Central Excise Tariff Act, 1985
Chapter 26, Sub-Heading 2620.00 and Chapter Heading 76.02 – Central excise duty – Classification of goods – Meaning of ‘manufacture’ – Manufacture of aluminium sheets using aluminium oxide as raw material – Dross resulting from the oxidation process sought to be subjected to excise duty by the Department treating it to be a manufactured good – Validity – Whether ‘dross’ is a waste / scrap of aluminium or constitutes ‘ash and residue’. Held that an article is not exigible to tax only because it may have some saleable value.
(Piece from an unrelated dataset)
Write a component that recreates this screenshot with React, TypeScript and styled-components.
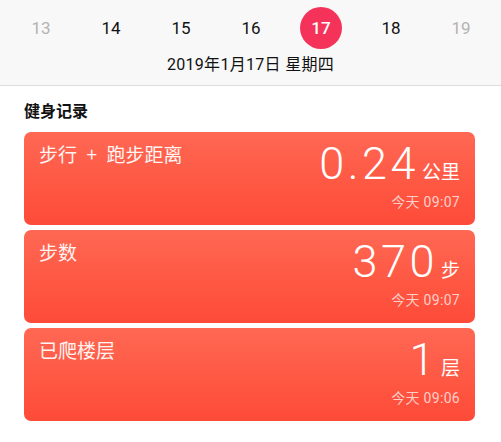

Even if dross having a high percentage of metal is assumed to be a marketable commodity it cannot be considered to be a manufactured product. Though dross no longer answered the description of waste and scrap in view of the changes in the Tariff Act, it cannot be rendered as an excisable article in the absence of something more in the Tariff Entry.
The entry in question does not contain any legal fiction. It does not say that any residue having more than a certain percentage of the metal would be deemed to have been manufactured or would be excisable. Records maintained by respondent whereupon the Revenue has relied upon may be a relevant factor to identify ‘dross’ as a marketable commodity but then percentage of the metal in dross may not by itself make it excisable, if it is otherwise not. An article is not exigible to tax only because it may have some saleable value. (Para 18)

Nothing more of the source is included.